Gracias por la precisión técnica, que explica la falta de «aire» que se aprecia en algunos planos, tanto por arriba como por abajo (esa serpiente demasiado próxima al límite del encuadre). De todas formas, otras películas han sufrido más que esta por manipulaciones de formato.
En cuanto a la restauración de películas como «Tennessee’s Partner», imagino que en un mundo ideal habría una edición para uso doméstico con las dos opciones de formato.

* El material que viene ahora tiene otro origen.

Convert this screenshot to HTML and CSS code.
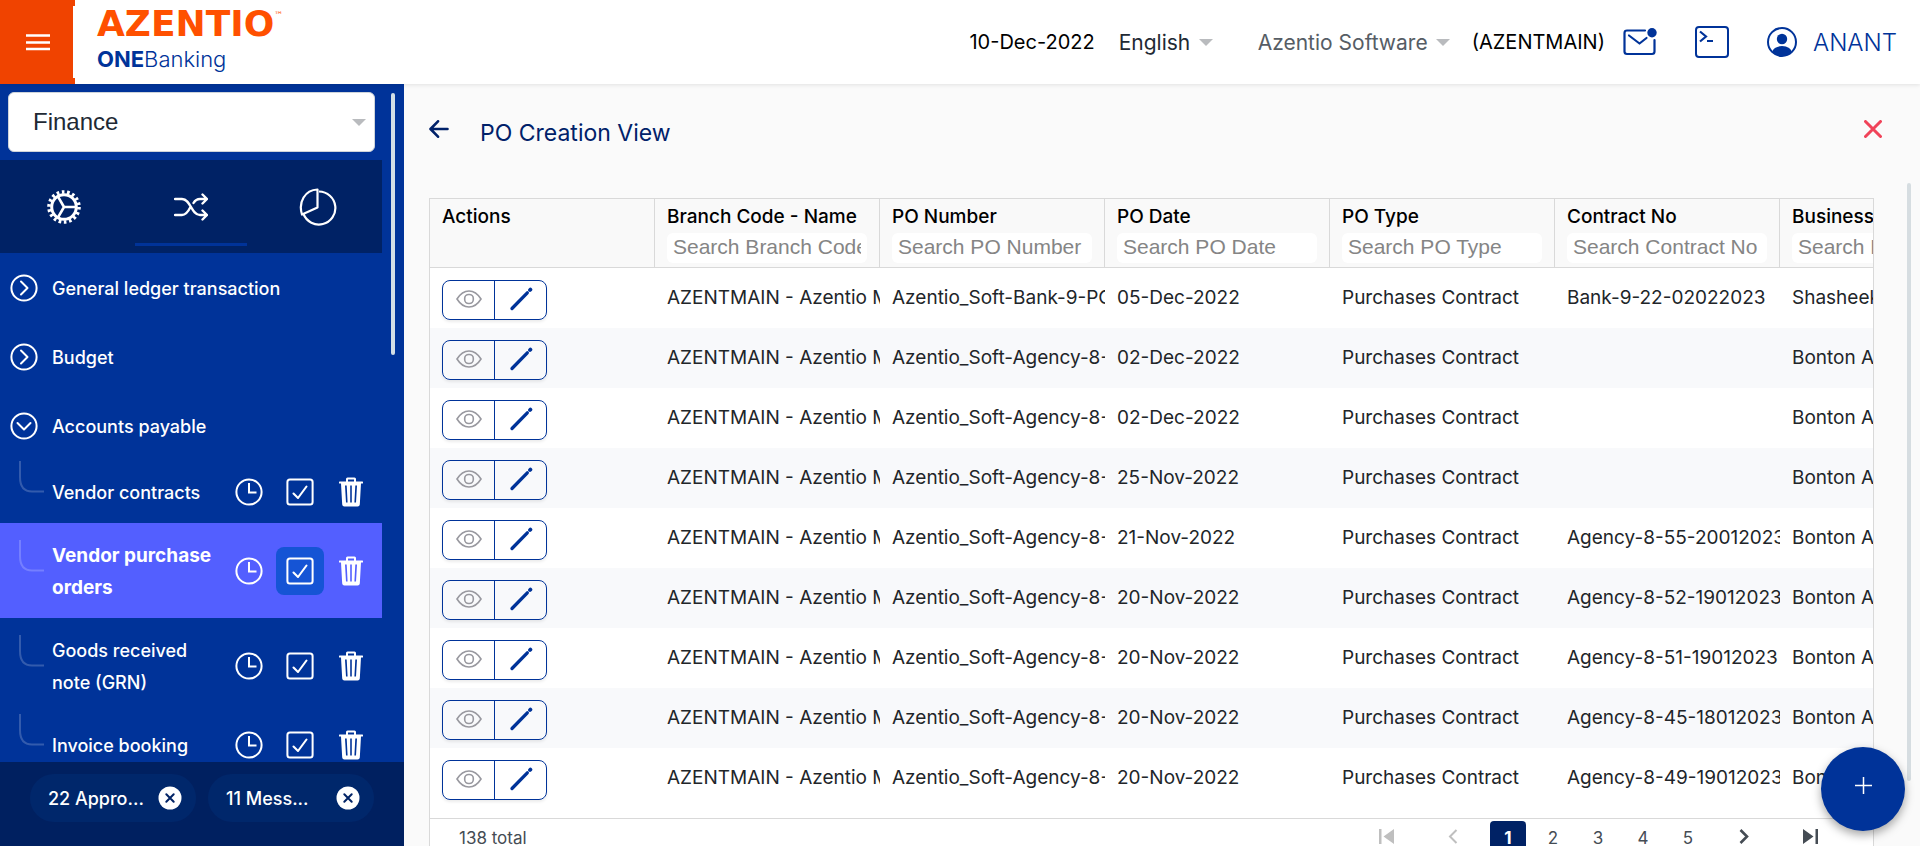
FILE: index.html
```html
<!DOCTYPE html>
<html lang="en">
<head>
<meta charset="utf-8">
<title>PO Creation View - Azentio ONEBanking</title>
<link rel="stylesheet" href="styles.css">
</head>
<body>
<svg class="sprite" aria-hidden="true">
  <symbol id="i-right" viewBox="0 0 28 28"><circle cx="14" cy="14" r="12.600" fill="none" stroke="currentColor" stroke-width="2"/><path d="M11 7.500l6.500 6.500-6.500 6.500" fill="none" stroke="currentColor" stroke-width="2" stroke-linecap="round" stroke-linejoin="round"/></symbol>
  <symbol id="i-down" viewBox="0 0 28 28"><circle cx="14" cy="14" r="12.600" fill="none" stroke="currentColor" stroke-width="2"/><path d="M7.500 11l6.500 6.500 6.500-6.500" fill="none" stroke="currentColor" stroke-width="2" stroke-linecap="round" stroke-linejoin="round"/></symbol>
  <symbol id="i-branch" viewBox="0 0 25 62"><path d="M1 0v16q0 14.500 12 14.500h12" fill="none" stroke="#fff" stroke-opacity=".2" stroke-width="2"/></symbol>
  <symbol id="i-clock" viewBox="0 0 28 28"><circle cx="14" cy="14" r="12.600" fill="none" stroke="currentColor" stroke-width="2"/><path d="M14 5v9.500h7.500" fill="none" stroke="currentColor" stroke-width="2"/></symbol>
  <symbol id="i-check" viewBox="0 0 28 28"><rect x="1.400" y="1.400" width="25.200" height="25.200" rx="2.500" fill="none" stroke="currentColor" stroke-width="2"/><path d="M7.500 15.500l4.500 4.500 8.500-11.500" fill="none" stroke="currentColor" stroke-width="2.100" stroke-linecap="round" stroke-linejoin="round"/></symbol>
  <symbol id="i-trash" viewBox="0 0 26 30"><path fill="currentColor" fill-rule="evenodd" d="M9.500.5h7Q18 .5 18 2v2.500h6.500q.5 0 .5.700v.8q0 .5-.500.500H23L21.800 27.500q-.2 2-2.200 2H6.400q-2 0-2.200-2L3 6.500H1.500Q1 6.500 1 6V5.200q0-.7.500-.7H8V2Q8 .5 9.500.5ZM10 2.500v2h6v-2ZM7 8.500l1 17h1.600L8.700 8.500ZM12.200 8.500v17h1.600v-17ZM17.300 8.500l-.9 17H18l1-17Z"/></symbol>
  <symbol id="i-x" viewBox="0 0 24 24"><circle cx="12" cy="12" r="11.500" fill="#fff"/><path d="M8.300 8.300l7.400 7.400M15.700 8.300l-7.400 7.400" stroke="#002265" stroke-width="2" stroke-linecap="round"/></symbol>
  <symbol id="i-eye" viewBox="0 0 26 18"><path d="M1 9Q6 1 13 1t12 8q-5 8-12 8T1 9Z" fill="none" stroke="currentColor" stroke-width="1.600"/><rect x="8.700" y="4.500" width="8.600" height="9" rx="4" fill="none" stroke="currentColor" stroke-width="1.600"/></symbol>
  <symbol id="i-pen" viewBox="0 0 24 24"><path d="M3 21.500L18.300 5.800" stroke="currentColor" stroke-width="3.300" stroke-linecap="round"/><path d="M1.600 23l2-3.500 1.500 1.500Z" fill="currentColor"/><path d="M21 3l.4-.4" stroke="currentColor" stroke-width="3.800" stroke-linecap="round"/></symbol>
</svg>

<header class="topbar">
  <button class="menu" aria-label="Menu"><svg width="24" height="18" viewBox="0 0 24 18"><path d="M0 2.500h24M0 9.500h24M0 16h24" stroke="#fff" stroke-width="2.400"/></svg></button>
  <div class="brand">
    <div class="brand-name">AZENTIO<sup>™</sup></div>
    <div class="brand-product"><b>ONE</b>Banking</div>
  </div>
  <div class="tools">
    <span class="date">10-Dec-2022</span>
    <span class="pick pick-lang"><select aria-label="Language"><option>English</option></select></span>
    <span class="pick pick-org"><select aria-label="Organisation"><option>Azentio Software</option></select></span>
    <span class="branch-code">(AZENTMAIN)</span>
    <button class="tool" aria-label="Messages"><svg width="34" height="28" viewBox="0 0 34 28"><path d="M22 2.500H4Q1.500 2.500 1.500 5v18.500Q1.500 26 4 26h25q2.500 0 2.500-2.500V12" fill="none" stroke="currentColor" stroke-width="2.200" stroke-linecap="round"/><path d="M6 7.500l10.500 8 7-5.500" fill="none" stroke="currentColor" stroke-width="2.200" stroke-linecap="round" stroke-linejoin="round"/><circle cx="29" cy="4.800" r="4.700" fill="currentColor"/></svg></button>
    <button class="tool" aria-label="Console"><svg width="34" height="32" viewBox="0 0 34 32"><rect x="1" y="1" width="32" height="30" rx="3" fill="none" stroke="currentColor" stroke-width="2"/><path d="M5 5.500l6 5L5 15.500M12 15h6" fill="none" stroke="currentColor" stroke-width="2.200"/></svg></button>
    <a class="user" href="#"><svg width="30" height="30" viewBox="0 0 30 30"><clipPath id="u"><circle cx="15" cy="15" r="14"/></clipPath><circle cx="15" cy="15" r="14" fill="none" stroke="currentColor" stroke-width="2"/><circle cx="15" cy="12" r="5.200" fill="currentColor"/><ellipse cx="15" cy="26" rx="10" ry="7" fill="currentColor" clip-path="url(#u)"/></svg>ANANT</a>
  </div>
</header>

<div class="shell">
  <aside class="side">
    <div class="side-scroll">
      <div class="side-body">
        <span class="pick module"><select aria-label="Module"><option>Finance</option></select></span>
        <nav class="tabs" aria-label="Sections">
          <button class="tab" aria-label="Setup"><svg width="34" height="34" viewBox="-17 -17 34 34"><circle r="12.300" fill="none" stroke="#fff" stroke-width="3"/><circle r="15" fill="none" stroke="#fff" stroke-width="3.600" stroke-dasharray="2.620 2.616"/><path d="M0 0h12M0 0l-6-10.400M0 0l-6 10.400" stroke="#fff" stroke-width="2.600"/></svg></button>
          <button class="tab tab-on" aria-label="Transactions"><svg width="34" height="28" viewBox="0 0 34 28" fill="none" stroke="#fff" stroke-width="2.400" stroke-linecap="round" stroke-linejoin="round"><path d="M1 6h7c9 0 9 16 18 16h7M1 22h7c4 0 6-3 8.500-8M19.500 10c1.500-2.500 3.500-4 6.500-4h7M28.500 1.500L33 6l-4.500 4.500M28.500 17.500L33 22l-4.500 4.500"/></svg></button>
          <button class="tab" aria-label="Reports"><svg width="38" height="38" viewBox="0 0 38 38" fill="none" stroke="#fff" stroke-width="2.200" stroke-linejoin="round"><path d="M20 3.500A16.500 16.500 0 1 1 4.500 26"/><path d="M18.500 1.500v18L3 26.500C-1 14 6 2 18.500 1.500Z"/></svg></button>
        </nav>
        <ul class="tree">
          <li><a class="group" href="#"><svg><use href="#i-right"/></svg><span>General ledger transaction</span></a></li>
          <li><a class="group" href="#"><svg><use href="#i-right"/></svg><span>Budget</span></a></li>
          <li><a class="group" href="#"><svg><use href="#i-down"/></svg><span>Accounts payable</span></a></li>
          <li class="leaf"><svg class="elbow"><use href="#i-branch"/></svg><a href="#">Vendor contracts</a><button aria-label="History"><svg><use href="#i-clock"/></svg></button><button aria-label="Approve"><svg><use href="#i-check"/></svg></button><button aria-label="Delete"><svg class="bin"><use href="#i-trash"/></svg></button></li>
          <li class="leaf leaf-on"><svg class="elbow"><use href="#i-branch"/></svg><a href="#">Vendor purchase orders</a><button aria-label="History"><svg><use href="#i-clock"/></svg></button><button class="on" aria-label="Approve"><svg><use href="#i-check"/></svg></button><button aria-label="Delete"><svg class="bin"><use href="#i-trash"/></svg></button></li>
          <li class="leaf"><svg class="elbow"><use href="#i-branch"/></svg><a href="#">Goods received note (GRN)</a><button aria-label="History"><svg><use href="#i-clock"/></svg></button><button aria-label="Approve"><svg><use href="#i-check"/></svg></button><button aria-label="Delete"><svg class="bin"><use href="#i-trash"/></svg></button></li>
          <li class="leaf"><svg class="elbow"><use href="#i-branch"/></svg><a href="#">Invoice booking</a><button aria-label="History"><svg><use href="#i-clock"/></svg></button><button aria-label="Approve"><svg><use href="#i-check"/></svg></button><button aria-label="Delete"><svg class="bin"><use href="#i-trash"/></svg></button></li>
        </ul>
      </div>
      <div class="side-thumb"></div>
    </div>
    <div class="chips">
      <div class="chip"><span>22 Appro...</span><button aria-label="Dismiss approvals"><svg><use href="#i-x"/></svg></button></div>
      <div class="chip"><span>11 Mess...</span><button aria-label="Dismiss messages"><svg><use href="#i-x"/></svg></button></div>
    </div>
  </aside>

  <main class="page">
    <div class="page-head">
      <button class="back" aria-label="Back"><svg width="20" height="18" viewBox="0 0 20 18"><path d="M9 1.300L1.500 9 9 16.700M2 9h16.500" fill="none" stroke="#002169" stroke-width="2.600" stroke-linecap="round" stroke-linejoin="round"/></svg></button>
      <h1>PO Creation View</h1>
      <button class="close" aria-label="Close"><svg width="18" height="18" viewBox="0 0 18 18"><path d="M1.500 1.500l15 15M16.500 1.500l-15 15" stroke="#f04359" stroke-width="3" stroke-linecap="round"/></svg></button>
    </div>
    <div class="page-body">
      <section class="grid">
        <div class="grid-view">
          <table>
            <thead>
              <tr>
                <th>Actions</th>
                <th><label for="f1">Branch Code - Name</label><input id="f1" placeholder="Search Branch Code - Name"></th>
                <th><label for="f2">PO Number</label><input id="f2" placeholder="Search PO Number"></th>
                <th><label for="f3">PO Date</label><input id="f3" placeholder="Search PO Date"></th>
                <th><label for="f4">PO Type</label><input id="f4" placeholder="Search PO Type"></th>
                <th><label for="f5">Contract No</label><input id="f5" placeholder="Search Contract No"></th>
                <th><label for="f6">Business Partner</label><input id="f6" placeholder="Search Business Partner"></th>
              </tr>
            </thead>
            <tbody>
              <tr><td><div class="acts"><button aria-label="View"><svg class="eye"><use href="#i-eye"/></svg></button><button aria-label="Edit"><svg class="pen"><use href="#i-pen"/></svg></button></div></td><td>AZENTMAIN - Azentio Main</td><td>Azentio_Soft-Bank-9-PO</td><td>05-Dec-2022</td><td>Purchases Contract</td><td>Bank-9-22-02022023</td><td>Shasheek</td></tr>
              <tr><td><div class="acts"><button aria-label="View"><svg class="eye"><use href="#i-eye"/></svg></button><button aria-label="Edit"><svg class="pen"><use href="#i-pen"/></svg></button></div></td><td>AZENTMAIN - Azentio Main</td><td>Azentio_Soft-Agency-8-PO</td><td>02-Dec-2022</td><td>Purchases Contract</td><td></td><td>Bonton Agency</td></tr>
              <tr><td><div class="acts"><button aria-label="View"><svg class="eye"><use href="#i-eye"/></svg></button><button aria-label="Edit"><svg class="pen"><use href="#i-pen"/></svg></button></div></td><td>AZENTMAIN - Azentio Main</td><td>Azentio_Soft-Agency-8-PO</td><td>02-Dec-2022</td><td>Purchases Contract</td><td></td><td>Bonton Agency</td></tr>
              <tr><td><div class="acts"><button aria-label="View"><svg class="eye"><use href="#i-eye"/></svg></button><button aria-label="Edit"><svg class="pen"><use href="#i-pen"/></svg></button></div></td><td>AZENTMAIN - Azentio Main</td><td>Azentio_Soft-Agency-8-PO</td><td>25-Nov-2022</td><td>Purchases Contract</td><td></td><td>Bonton Agency</td></tr>
              <tr><td><div class="acts"><button aria-label="View"><svg class="eye"><use href="#i-eye"/></svg></button><button aria-label="Edit"><svg class="pen"><use href="#i-pen"/></svg></button></div></td><td>AZENTMAIN - Azentio Main</td><td>Azentio_Soft-Agency-8-PO</td><td>21-Nov-2022</td><td>Purchases Contract</td><td>Agency-8-55-20012023</td><td>Bonton Agency</td></tr>
              <tr><td><div class="acts"><button aria-label="View"><svg class="eye"><use href="#i-eye"/></svg></button><button aria-label="Edit"><svg class="pen"><use href="#i-pen"/></svg></button></div></td><td>AZENTMAIN - Azentio Main</td><td>Azentio_Soft-Agency-8-PO</td><td>20-Nov-2022</td><td>Purchases Contract</td><td>Agency-8-52-19012023</td><td>Bonton Agency</td></tr>
              <tr><td><div class="acts"><button aria-label="View"><svg class="eye"><use href="#i-eye"/></svg></button><button aria-label="Edit"><svg class="pen"><use href="#i-pen"/></svg></button></div></td><td>AZENTMAIN - Azentio Main</td><td>Azentio_Soft-Agency-8-PO</td><td>20-Nov-2022</td><td>Purchases Contract</td><td>Agency-8-51-19012023</td><td>Bonton Agency</td></tr>
              <tr><td><div class="acts"><button aria-label="View"><svg class="eye"><use href="#i-eye"/></svg></button><button aria-label="Edit"><svg class="pen"><use href="#i-pen"/></svg></button></div></td><td>AZENTMAIN - Azentio Main</td><td>Azentio_Soft-Agency-8-PO</td><td>20-Nov-2022</td><td>Purchases Contract</td><td>Agency-8-45-18012023</td><td>Bonton Agency</td></tr>
              <tr><td><div class="acts"><button aria-label="View"><svg class="eye"><use href="#i-eye"/></svg></button><button aria-label="Edit"><svg class="pen"><use href="#i-pen"/></svg></button></div></td><td>AZENTMAIN - Azentio Main</td><td>Azentio_Soft-Agency-8-PO</td><td>20-Nov-2022</td><td>Purchases Contract</td><td>Agency-8-49-19012023</td><td>Bonton Agency</td></tr>
            </tbody>
          </table>
        </div>
        <footer class="pager">
          <span class="total">138 total</span>
          <button class="step off" aria-label="First page"><svg width="16" height="15" viewBox="0 0 16 15"><path d="M0 0h2.500v15H0ZM15 0v15L4.500 7.500Z" fill="currentColor"/></svg></button>
          <button class="step off" aria-label="Previous page"><svg width="10" height="15" viewBox="0 0 10 15"><path d="M8.500 1L2 7.500 8.500 14" fill="none" stroke="currentColor" stroke-width="2"/></svg></button>
          <button class="num current">1</button>
          <button class="num">2</button>
          <button class="num">3</button>
          <button class="num">4</button>
          <button class="num">5</button>
          <button class="step" aria-label="Next page"><svg width="10" height="15" viewBox="0 0 10 15"><path d="M1.500 1L8 7.500 1.500 14" fill="none" stroke="currentColor" stroke-width="2.600"/></svg></button>
          <button class="step" aria-label="Last page"><svg width="16" height="15" viewBox="0 0 16 15"><path d="M13.500 0H16v15h-2.500ZM1 0v15l10.500-7.500Z" fill="currentColor"/></svg></button>
        </footer>
      </section>
      <div class="page-thumb"></div>
    </div>
    <button class="fab" aria-label="Add"><svg width="17" height="17" viewBox="0 0 17 17"><path d="M8.500 0v17M0 8.500h17" stroke="#fff" stroke-width="1.500"/></svg></button>
  </main>
</div>
</body>
</html>
```

FILE: styles.css
```css
* { box-sizing: border-box; }

body {
  margin: 0;
  height: 100vh;
  display: flex;
  flex-direction: column;
  overflow: hidden;
  background: #fafafa;
  font-family: Inter, "Liberation Sans", sans-serif;
  font-size: 19px;
  color: #212529;
}

button {
  display: flex;
  align-items: center;
  justify-content: center;
  margin: 0;
  padding: 0;
  border: 0;
  background: none;
  color: inherit;
  font: inherit;
}

a { color: inherit; text-decoration: none; }
svg { flex: none; display: block; }
.sprite { position: absolute; width: 0; height: 0; }

/* Top bar */
.topbar {
  flex: none;
  display: flex;
  height: 84px;
  background: #fff;
  box-shadow: 0 1px 4px rgba(0, 0, 0, .1);
  z-index: 1;
}

.menu {
  position: relative;
  width: 75px;
  background: #f04300;
}

.menu::after {
  content: "";
  position: absolute;
  top: 6px;
  right: 0;
  bottom: 6px;
  width: 2px;
  background: #fff;
}

.brand {
  padding: 4px 0 0 22px;
  white-space: nowrap;
}

.brand-name {
  font: bold 36px/40px "DejaVu Sans", sans-serif;
  color: #ff5000;
}

.brand-name sup {
  font-size: 9px;
  font-weight: normal;
  line-height: 1;
  vertical-align: 18px;
}

.brand-product {
  font-size: 22px;
  font-weight: 300;
  line-height: 30px;
  color: #039;
}

.brand-product b { font-weight: 700; }

.tools {
  display: flex;
  align-items: center;
  margin-left: auto;
  padding-right: 23px;
  color: #000;
  font-size: 20px;
}

.pick {
  position: relative;
  display: flex;
}

.pick::after {
  content: "";
  position: absolute;
  right: 0;
  top: 50%;
  margin-top: -3px;
  border: 7px solid transparent;
  border-top-color: #b9bbbe;
  border-bottom: 0;
  pointer-events: none;
}

.pick select {
  appearance: none;
  width: 100%;
  margin: 0;
  padding: 0 22px 0 0;
  border: 0;
  background: none;
  color: #212934;
  font: inherit;
  font-size: 21px;
}

.pick-lang { margin: 0 45px 0 24px; }
.pick-org { margin-right: 22px; }
.pick-org select { color: #565d65; }
.branch-code { margin-right: 18px; }

.tool { margin-right: 38px; color: #039; }

.user {
  display: flex;
  align-items: center;
  gap: 14px;
  color: #039;
  font-size: 24px;
  font-weight: 300;
}

.user svg { margin-right: 2px; }

/* Sidebar */
.shell {
  flex: 1;
  display: flex;
  min-height: 0;
}

.side {
  flex: none;
  display: flex;
  flex-direction: column;
  width: 404px;
  background: #039;
  color: #fff;
}

.side-scroll {
  flex: 1;
  display: flex;
  min-height: 0;
  overflow: hidden;
}

.side-body { width: 382px; }

.side-thumb {
  width: 4px;
  height: 262px;
  margin: 9px 0 0 9px;
  border-radius: 2px;
  background: #d3dfe6;
}

.module {
  height: 60px;
  margin: 8px 7px 8px 8px;
  border: 1px solid #ced4da;
  border-radius: 6px;
  background: #fff;
}

.module::after { right: 8px; }

.module select {
  padding: 0 22px 2px 24px;
  font: 24px "Liberation Sans", Arial, sans-serif;
}

.tabs {
  display: flex;
  height: 93px;
  background: #002265;
}

.tab {
  position: relative;
  flex: 1;
}

.tab-on::after {
  content: "";
  position: absolute;
  left: 8px;
  right: 8px;
  bottom: 7px;
  height: 3px;
  background: #039;
}

.tree {
  margin: 0;
  padding: 0;
  list-style: none;
  font-size: 18px;
  font-weight: 500;
}

.group {
  display: flex;
  align-items: center;
  gap: 14px;
  height: 69px;
  padding-left: 10px;
}

.group span { padding-top: 2px; }

.group svg, .leaf button svg { width: 28px; height: 28px; }
.leaf button svg.bin { width: 26px; height: 30px; }

.leaf {
  display: flex;
  align-items: center;
  gap: 3px;
  padding: 0 7px 0 19px;
  line-height: 32px;
}

.leaf a {
  flex: 1;
  padding: 17px 0 14px 5px;
}

.leaf button {
  width: 48px;
  height: 48px;
  border-radius: 8px;
}

.leaf .elbow { width: 25px; height: 62px; }

.leaf-on {
  background: #535fff;
  font-size: 19px;
  font-weight: 700;
}

.leaf .on { background: #1554d5; }

.chips {
  flex: none;
  display: flex;
  gap: 12px;
  height: 84px;
  padding: 12px 30px 24px;
  background: #002060;
  font-size: 18px;
  font-weight: 500;
}

.chip {
  flex: 1;
  display: flex;
  align-items: center;
  justify-content: space-between;
  padding: 0 14px 0 18px;
  border-radius: 24px;
  background: #00276b;
}

.chip svg { width: 24px; height: 24px; }

/* Page */
.page {
  position: relative;
  flex: 1;
  display: flex;
  flex-direction: column;
  min-width: 0;
  overflow: hidden;
}

.page-head {
  flex: none;
  display: flex;
  align-items: center;
  height: 89px;
  padding: 0 38px 0 25px;
}

h1 {
  flex: 1;
  margin: 9px 0 0 31px;
  color: #002169;
  font-size: 23px;
  font-weight: 400;
}

.page-body {
  flex: 1;
  display: flex;
  align-items: flex-start;
  min-height: 0;
  padding: 10px 9px 0 25px;
}

.page-thumb {
  width: 4px;
  height: 598px;
  border-radius: 2px;
  background: #d6dde1;
}

.grid {
  flex: 1;
  min-width: 0;
  margin: 15px 33px 0 0;
  border: 1px solid #d9d9d9;
  background: #fff;
}

.grid-view {
  overflow: hidden;
  padding-bottom: 10px;
}

table {
  width: 1575px;
  table-layout: fixed;
  border-collapse: separate;
  border-spacing: 0;
  white-space: nowrap;
}

th {
  height: 69px;
  padding: 5px 12px 0;
  border-right: 1px solid #d9d9d9;
  border-bottom: 1px solid #d9d9d9;
  background: #f9f9f9;
  color: #000;
  font-weight: 500;
  line-height: 25px;
  text-align: left;
  vertical-align: top;
}

th label { display: block; }

th input {
  display: block;
  width: 100%;
  height: 30px;
  margin-top: 4px;
  padding: 0 6px 2px;
  border: 0;
  border-radius: 6px;
  background: #fff;
  font: 21px "Liberation Sans", Arial, sans-serif;
}

th input::placeholder { color: #858585; }

td {
  height: 60px;
  padding: 0 0 2px 12px;
  overflow: hidden;
}

tbody tr:nth-child(even) { background: #f8f9fb; }

.acts {
  display: flex;
  width: 105px;
  height: 40px;
  margin-top: 6px;
  border: 1px solid #039;
  border-radius: 8px;
  box-shadow: 0 2px 3px rgba(0, 0, 0, .08);
  color: #039;
}

.acts button { flex: 1; }
.acts button + button { border-left: 1px solid #039; }
.eye { width: 26px; height: 18px; margin-bottom: 2px; color: #98989f; }
.pen { width: 24px; height: 24px; margin-bottom: 2px; }

.pager {
  display: flex;
  gap: 9px;
  height: 60px;
  padding: 2px 35px 0 29px;
  border-top: 1px solid #d9d9d9;
  color: #454c54;
  font-size: 17px;
}

.total { margin: 7px auto 0 0; }

.num {
  width: 36px;
  height: 34px;
  border-radius: 4px;
}

.current {
  background: #002265;
  color: #fff;
  font-weight: 700;
}

.step { width: 57px; height: 31px; }
.off { color: #bfbfbf; }

.fab {
  position: absolute;
  right: 15px;
  bottom: 15px;
  width: 84px;
  height: 84px;
  padding-bottom: 7px;
  border-radius: 50%;
  background: #039;
  box-shadow: 0 4px 10px rgba(0, 0, 0, .35);
}
```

En un mundo real… ¡yo incluso pondría las cuatro opciones! Un poco al estilo del «Touch of Evil» de Welles en su edición (no aquí) en blu ray. Y efectivamente, la película no sufre demasiado. Este tipo de manipulaciones en el laboratorio forman parte de cierta época y tipo de películas, pero a veces son uan desgracia, y donde más se notan es, precisamente, en el cine, donde estaban destinadas. Otro tipo son los destrozos en planos sin corte para «dinamizar» la planificación. A Fuller se lo hicieron a veces, por ejemplo los troceos en algunas conversaciones de «Run of the Arrow». En pantalla grande es muy molesto, al hacer el plano más espeso y saturado
El problema con películas como las de Allan Dwan (y Henry King, André de Toth, etc. etc.), relegadas a una suerte de arqueología industrial, es que no tienen ya valor comercial relevante, y tampoco se les reconoce valor artístico. Este, en el ámbito del cine, sigue limitado a un número predeterminado de películas (en los años 50 eran 10, ahora hemos avanzado hasta 100) que, como «Touch of Evil», han alcanzado el consenso crítico a fuerza de repetición. «El cine recuperado» es, por tanto, un ciclo casi inagotable: ojalá perdure.